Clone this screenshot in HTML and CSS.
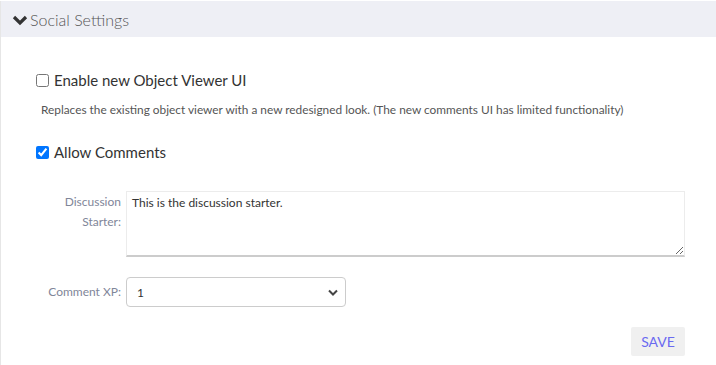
FILE: index.html
```html
<!DOCTYPE html>
<html lang="en">
<head>
    <meta charset="UTF-8">
    <title>Social Settings</title>
    <link rel="stylesheet" href="styles.css">
</head>
<body>
    <div class="panel">
        <div class="panel-heading">
            <svg class="chevron" width="16" height="12" viewBox="0 0 16 12">
                <path d="M2 3 L8 9 L14 3" fill="none" stroke="#333" stroke-width="3.2" stroke-linejoin="miter"/>
            </svg>
            <span>Social Settings</span>
        </div>

        <div class="panel-body">
            <label class="check-row first">
                <input type="checkbox">
                <span>Enable new Object Viewer UI</span>
            </label>
            <p class="help">Replaces the existing object viewer with a new redesigned look. (The new comments UI has limited functionality)</p>

            <label class="check-row">
                <input type="checkbox" checked>
                <span>Allow Comments</span>
            </label>

            <div class="form-row">
                <label class="form-label">Discussion Starter:</label>
                <textarea class="text-area">This is the discussion starter.</textarea>
            </div>

            <div class="form-row select-row">
                <label class="form-label">Comment XP:</label>
                <div class="select-box">
                    <span>1</span>
                    <svg width="10" height="7" viewBox="0 0 10 7">
                        <path d="M1 1.5 L5 5.5 L9 1.5" fill="none" stroke="#444" stroke-width="2"/>
                    </svg>
                </div>
            </div>

            <div class="actions">
                <button class="save-button">SAVE</button>
            </div>
        </div>
    </div>
</body>
</html>
```

FILE: styles.css
```css
* {
    margin: 0;
    padding: 0;
    box-sizing: border-box;
}

body {
    font-family: 'Lato', 'Liberation Sans', sans-serif;
    background: #ffffff;
    color: #333;
    padding-top: 1px;
}

.panel {
    border-left: 1px solid #e6e6e6;
    min-height: 364px;
}

.panel-heading {
    background: #eeeff5;
    height: 36px;
    display: flex;
    align-items: center;
    gap: 2px;
    padding-left: 11px;
    font-size: 16px;
    font-weight: 300;
    color: #555;
}

.chevron {
    margin-top: 1px;
}

.panel-body {
    padding: 0 31px 0 35px;
}

.check-row {
    display: flex;
    align-items: center;
    gap: 5px;
    font-size: 15px;
    color: #333;
}

.check-row input {
    margin: 0;
    width: 13px;
    height: 13px;
}

.check-row.first {
    margin-top: 34px;
}

.help {
    font-size: 11.85px;
    color: #555;
    margin: 13px 0 0 5px;
}

.check-row:not(.first) {
    margin-top: 26px;
}

.form-row {
    display: flex;
    gap: 5px;
    margin-top: 30px;
}

.form-label {
    width: 85px;
    text-align: right;
    font-size: 12px;
    line-height: 20px;
    color: #7f8699;
    padding-top: 1px;
}

.text-area {
    width: 559px;
    height: 66px;
    border: 1px solid #ececec;
    border-bottom: 2px solid #cccccc;
    padding: 3px 5px;
    font-family: 'Lato', 'Liberation Sans', sans-serif;
    font-size: 12px;
    line-height: 16px;
    color: #333;
    resize: vertical;
}

.select-row {
    margin-top: 20px;
    align-items: center;
}

.select-row .form-label {
    padding-top: 0;
}

.select-box {
    width: 220px;
    height: 30px;
    border: 1px solid #cccccc;
    border-radius: 4px;
    display: flex;
    align-items: center;
    justify-content: space-between;
    padding: 0 7px 0 10px;
    font-size: 12px;
    color: #333;
}

.actions {
    display: flex;
    justify-content: flex-end;
    margin-top: 20px;
}

.save-button {
    background: #f0f0f0;
    border: none;
    border-radius: 2px;
    width: 54px;
    height: 29px;
    font-family: 'Lato', 'Liberation Sans', sans-serif;
    font-size: 14px;
    color: #6a6af0;
    cursor: pointer;
}
```
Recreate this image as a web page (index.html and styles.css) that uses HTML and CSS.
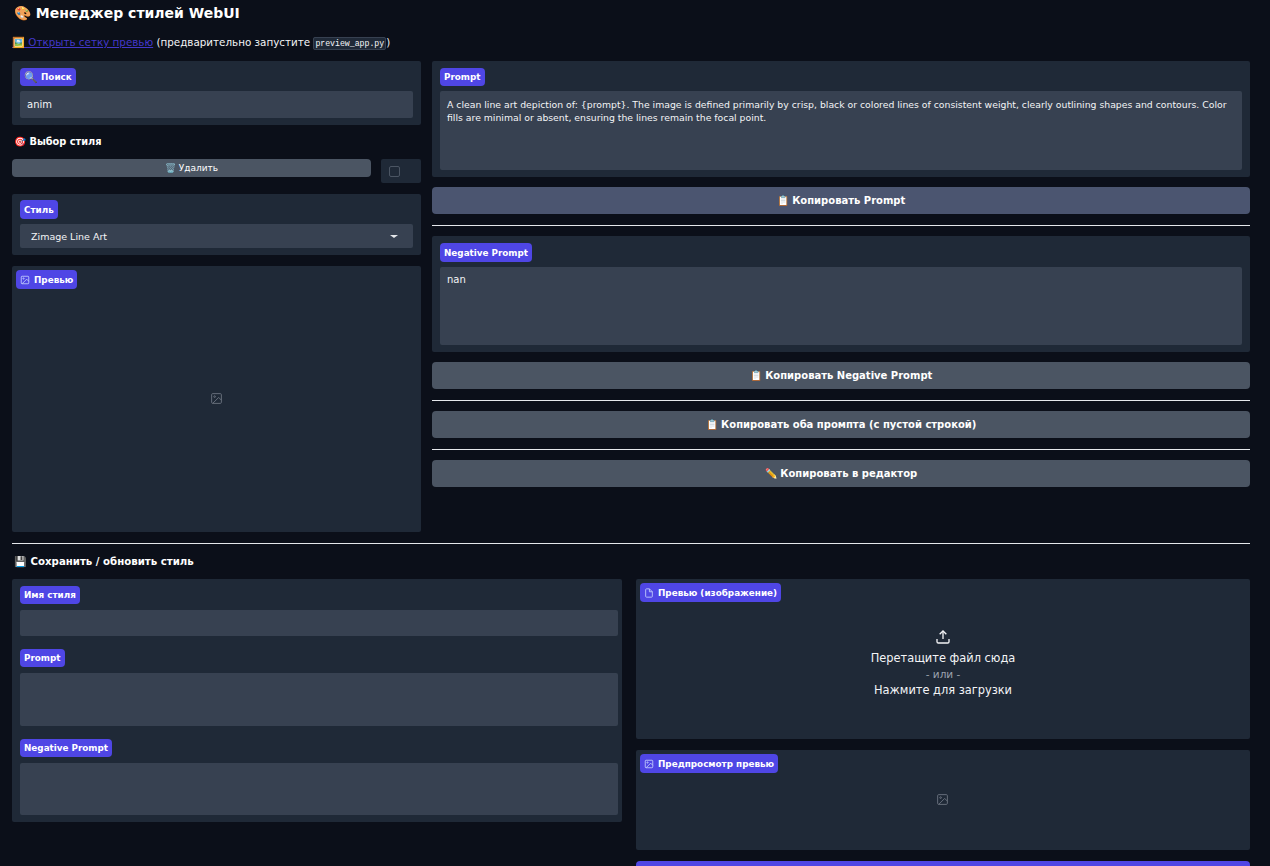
FILE: index.html
```html
<!DOCTYPE html>
<html lang="en">
<head>
  <meta charset="UTF-8" />
  <title>Менеджер стилей WebUI</title>
  <link rel="stylesheet" href="styles.css">
</head>
<body>
  <h1 class="title">🎨 Менеджер стилей WebUI</h1>
  <p class="intro"><a href="#">🖼️ Открыть сетку превью</a> (предварительно запустите <code>preview_app.py</code>)</p>

  <div class="top-row">
    <div class="col-left">
      <div class="panel search-panel">
        <span class="label label-search"><span class="emoji">🔍</span> Поиск</span>
        <div class="field field-search">anim</div>
      </div>
      <h3 class="heading heading-pick">🎯 Выбор стиля</h3>
      <div class="delete-row">
        <button class="btn btn-small">🗑️ Удалить</button>
        <div class="check-box"><span class="check"></span></div>
      </div>
      <div class="panel style-panel">
        <span class="label label-tall">Стиль</span>
        <div class="field field-select">Zimage Line Art<span class="caret"></span></div>
      </div>
      <div class="panel image-panel preview-panel">
        <span class="label label-tall">
          <svg class="label-svg" viewBox="0 0 24 24"><rect x="3" y="3" width="18" height="18" rx="2"/><circle cx="8.5" cy="8.5" r="1.5"/><path d="M21 15l-5-5L5 21"/></svg>
          Превью</span>
        <svg class="empty-icon" viewBox="0 0 24 24"><rect x="3" y="3" width="18" height="18" rx="2"/><circle cx="8.5" cy="8.5" r="1.5"/><path d="M21 15l-5-5L5 21"/></svg>
      </div>
    </div>

    <div class="col-right">
      <div class="panel prompt-panel">
        <span class="label">Prompt</span>
        <div class="field field-area">A clean line art depiction of: {prompt}. The image is defined primarily by crisp, black or colored lines of consistent weight, clearly outlining shapes and contours. Color fills are minimal or absent, ensuring the lines remain the focal point.</div>
      </div>
      <button class="btn btn-wide btn-first">📋 Копировать Prompt</button>
      <hr class="rule">
      <div class="panel prompt-panel">
        <span class="label label-tall">Negative Prompt</span>
        <div class="field field-area field-short">nan</div>
      </div>
      <button class="btn btn-wide">📋 Копировать Negative Prompt</button>
      <hr class="rule">
      <button class="btn btn-wide">📋 Копировать оба промпта (с пустой строкой)</button>
      <hr class="rule">
      <button class="btn btn-wide">✏️ Копировать в редактор</button>
    </div>
  </div>

  <hr class="rule rule-main">
  <h3 class="heading heading-save">💾 Сохранить / обновить стиль</h3>

  <div class="bottom-row">
    <div class="panel form-panel">
      <span class="label">Имя стиля</span>
      <div class="field field-name"></div>
      <span class="label">Prompt</span>
      <div class="field field-form"></div>
      <span class="label">Negative Prompt</span>
      <div class="field field-form field-last"></div>
    </div>

    <div class="col-upload">
      <div class="panel image-panel upload-panel">
        <span class="label label-tall">
          <svg class="label-svg" viewBox="0 0 24 24"><path d="M13 2H6a2 2 0 0 0-2 2v16a2 2 0 0 0 2 2h12a2 2 0 0 0 2-2V9z"/><path d="M13 2v7h7"/></svg>
          Превью (изображение)</span>
        <svg class="upload-icon" viewBox="0 0 24 24"><path d="M21 15v4a2 2 0 0 1-2 2H5a2 2 0 0 1-2-2v-4"/><path d="M17 8l-5-5-5 5"/><path d="M12 3v12"/></svg>
        <div class="drop-text">Перетащите файл сюда</div>
        <div class="drop-text drop-or">- или -</div>
        <div class="drop-text">Нажмите для загрузки</div>
      </div>
      <div class="panel image-panel small-preview">
        <span class="label label-tall">
          <svg class="label-svg" viewBox="0 0 24 24"><rect x="3" y="3" width="18" height="18" rx="2"/><circle cx="8.5" cy="8.5" r="1.5"/><path d="M21 15l-5-5L5 21"/></svg>
          Предпросмотр превью</span>
        <svg class="empty-icon" viewBox="0 0 24 24"><rect x="3" y="3" width="18" height="18" rx="2"/><circle cx="8.5" cy="8.5" r="1.5"/><path d="M21 15l-5-5L5 21"/></svg>
      </div>
      <div class="btn btn-primary"></div>
    </div>
  </div>
</body>
</html>
```

FILE: styles.css
```css
* {
  margin: 0;
  padding: 0;
  box-sizing: border-box;
}
html, body {
  height: 866px;
  overflow: hidden;
}
body {
  font-family: 'DejaVu Sans', sans-serif;
  font-size: 10px;
  background: #0b0f19;
  color: #f3f4f6;
  padding: 0 20px 0 12px;
}

/* Header */
.title {
  font-size: 14px;
  line-height: 20px;
  padding: 3px 0 0 2px;
  font-weight: 700;
  color: #fff;
}
.intro {
  font-size: 10.35px;
  line-height: 16px;
  margin-top: 11px;
  height: 27px;
}
.intro a {
  color: #4338ca;
}
code {
  font-family: 'Liberation Mono', monospace;
  font-size: 8.2px;
  background: #1f2937;
  border: 1px solid #374151;
  border-radius: 2px;
  padding: 1px;
}

/* Panels and fields */
.panel {
  background: #1f2937;
  border-radius: 2px;
  padding: 7px 8px;
}
.label {
  display: inline-flex;
  align-items: center;
  gap: 4px;
  height: 18px;
  padding: 0 4px;
  background: #4f46e5;
  color: #fff;
  font-size: 8.8px;
  font-weight: 700;
  border-radius: 4px;
  white-space: nowrap;
}
.label-tall {
  height: 19px;
}
.label-search {
  gap: 3px;
}
.emoji {
  font-size: 11px;
}
.label-svg {
  width: 10px;
  height: 10px;
  fill: none;
  stroke: #c7d2fe;
  stroke-width: 2;
}
.field {
  background: #374151;
  border-radius: 2px;
  margin-top: 5px;
  padding: 6px 7px;
  font-size: 10px;
  line-height: 13px;
}

/* Top row */
.top-row {
  display: flex;
  gap: 11px;
  height: 482px;
}
.col-left {
  width: 409px;
  flex: none;
  display: flex;
  flex-direction: column;
}
.col-right {
  flex: 1;
  display: flex;
  flex-direction: column;
}
.search-panel {
  height: 64px;
}
.field-search {
  height: 27px;
  line-height: 15px;
}
.heading {
  font-size: 10.2px;
  font-weight: 700;
  color: #fff;
  line-height: 16px;
}
.heading-pick {
  margin-top: 9px;
  padding-left: 2px;
  font-size: 9.8px;
}
.delete-row {
  display: flex;
  gap: 10px;
  margin-top: 9px;
  height: 24px;
}
.btn {
  display: block;
  border: none;
  border-radius: 4px;
  background: #4b5563;
  color: #fff;
  font-family: inherit;
  text-align: center;
}
.btn-small {
  flex: 1;
  height: 18px;
  font-size: 9px;
}
.check-box {
  width: 40px;
  background: #1f2937;
  border-radius: 2px;
  padding: 7px 8px;
}
.check {
  display: block;
  width: 11px;
  height: 11px;
  border: 1px solid #4b5563;
  border-radius: 2px;
  background: #1f2937;
}
.style-panel {
  height: 61px;
  margin-top: 11px;
  padding-top: 6px;
}
.field-select {
  display: flex;
  justify-content: space-between;
  align-items: center;
  height: 24px;
  padding: 0 15px 0 11px;
  font-size: 9.5px;
}
.caret {
  border-left: 4px solid transparent;
  border-right: 4px solid transparent;
  border-top: 3px solid #e5e7eb;
}
.image-panel {
  position: relative;
  padding: 4px;
}
.preview-panel {
  height: 266px;
  margin-top: 11px;
}
.empty-icon {
  position: absolute;
  left: 50%;
  top: 50%;
  width: 13px;
  height: 13px;
  margin: -7px 0 0 -7px;
  fill: none;
  stroke: #6b7280;
  stroke-width: 1.7;
}
.prompt-panel {
  height: 116px;
}
.field-area {
  height: 79px;
  padding-top: 7px;
  font-size: 9.3px;
}
.field-short {
  height: 78px;
  padding-top: 6px;
  font-size: 10px;
}
.btn-wide {
  height: 27px;
  font-size: 10px;
  font-weight: 700;
  width: 100%;
  flex: none;
}
.btn-first {
  background: #4b5570;
}
.col-right .panel + .btn {
  margin-top: 10px;
}
.rule {
  border: none;
  border-top: 1px solid #e5e7eb;
  margin: 11px 0 10px;
  flex: none;
}
.rule-main {
  margin: 0;
}

/* Bottom row */
.heading-save {
  margin-top: 10px;
  padding-left: 2px;
}
.bottom-row {
  display: flex;
  gap: 14px;
  margin-top: 9px;
  align-items: flex-start;
}
.form-panel {
  width: 610px;
  flex: none;
  height: 243px;
  padding-right: 4px;
}
.form-panel .field {
  margin-top: 6px;
}
.field-name {
  height: 26px;
  margin-bottom: 13px;
}
.field-form {
  height: 53px;
  margin-bottom: 13px;
}
.field-last {
  height: 52px;
  margin-bottom: 0;
}
.col-upload {
  flex: 1;
  display: flex;
  flex-direction: column;
  gap: 11px;
}
.upload-panel {
  height: 160px;
  display: flex;
  flex-direction: column;
  align-items: center;
}
.upload-panel .label {
  align-self: flex-start;
}
.upload-icon {
  width: 16px;
  height: 16px;
  margin-top: 27px;
  margin-bottom: 5px;
  fill: none;
  stroke: #f3f4f6;
  stroke-width: 2;
}
.drop-text {
  font-size: 11.4px;
  line-height: 16px;
}
.drop-or {
  color: #9ca3af;
  font-size: 10.5px;
}
.small-preview {
  height: 100px;
}
.btn-primary {
  height: 27px;
  background: #4f46e5;
}
```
........
BRIEF: Check each line above for "styles" and return the ones that have it.

EXERCISE OUTPUT:
    <link rel="stylesheet" href="styles.css">
FILE: styles.css
Recreate this image as a web page (index.html and styles.css) that uses HTML and CSS.
  <link rel="stylesheet" href="styles.css">
FILE: styles.css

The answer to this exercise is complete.